Murti is an inhabited place in the Matiali CD block in the Malbazar subdivision of the Jalpaiguri district in the state of West Bengal, India.

==Geography==

===Location===
Murti is located at .

This place is about 8 kilometres away from Chalsa, India and 60 km away from Jalpaiguri. It is famous for its picturesque scenery. Excellent scenic beauty is the main attraction of this site. Both Gorumara National Park and Chapramari Wildlife Sanctuary are very close to Murti. One can get day visit pass from Lataguri Interpretation Centre to enter the National Park and Sanctuary.

==Tourism==
Murti is a tourist spot located on the banks of the Murti river. It is visited by nature lovers and bird watchers. Murti is a tourist hub that lies in close proximity of the main forest gate of the Gorumara beat in Gorumara National Park. The place is used as a base for safari visits into the park. The jeep safari ticket counter is located by the Murti Banani - an eco-tourism resort operated by West Bengal Forest Development Corporation (WBFDC). Tourists staying in Murti can also experience Elephant safari from Dhupjhora Elephant Camp, located 5 km away. There are several private resorts and hotels in Murti but some tourists prefer to stay at Resort Trimurti because of its location. The Gorumara National Park has a range of wildlife.

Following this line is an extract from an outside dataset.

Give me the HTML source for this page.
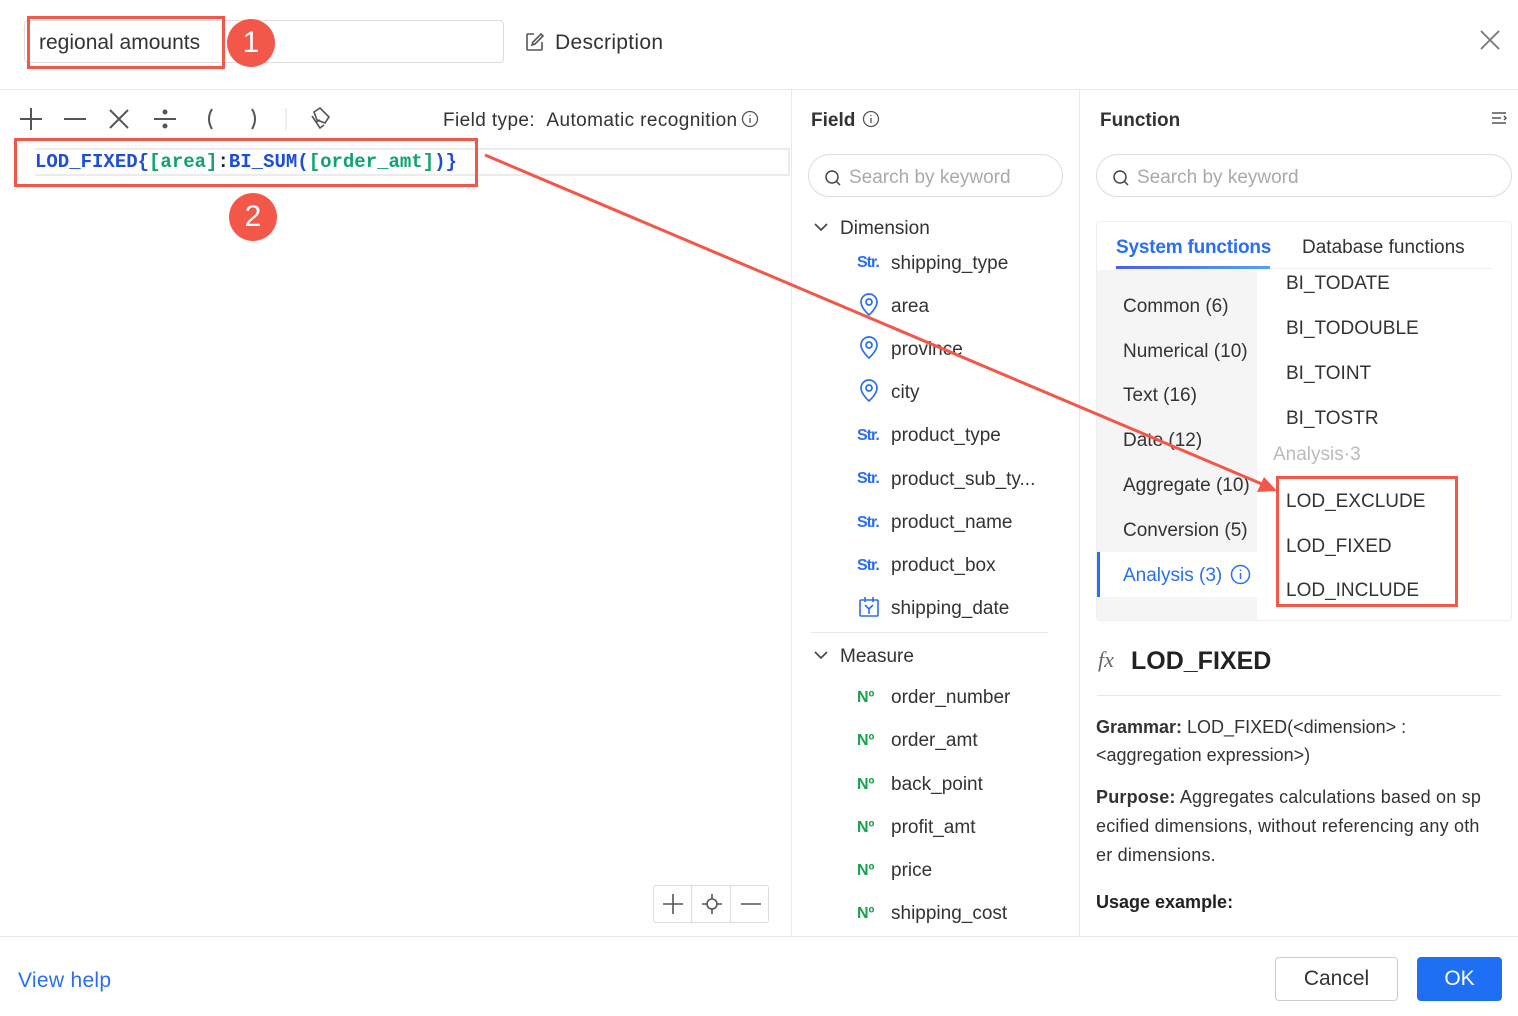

Wild animals like Gour (Indian bison), various types of deer including Spotted deer, Barking deer, Sambhars, wild elephants and many other animals including various species of birds are often sighted from the resorts and hotels located by the river Murti during the early morning and evening hours.

On crossing the Murti River, at a short walking distance, is a picnic spot on the banks of the Panijhora stream.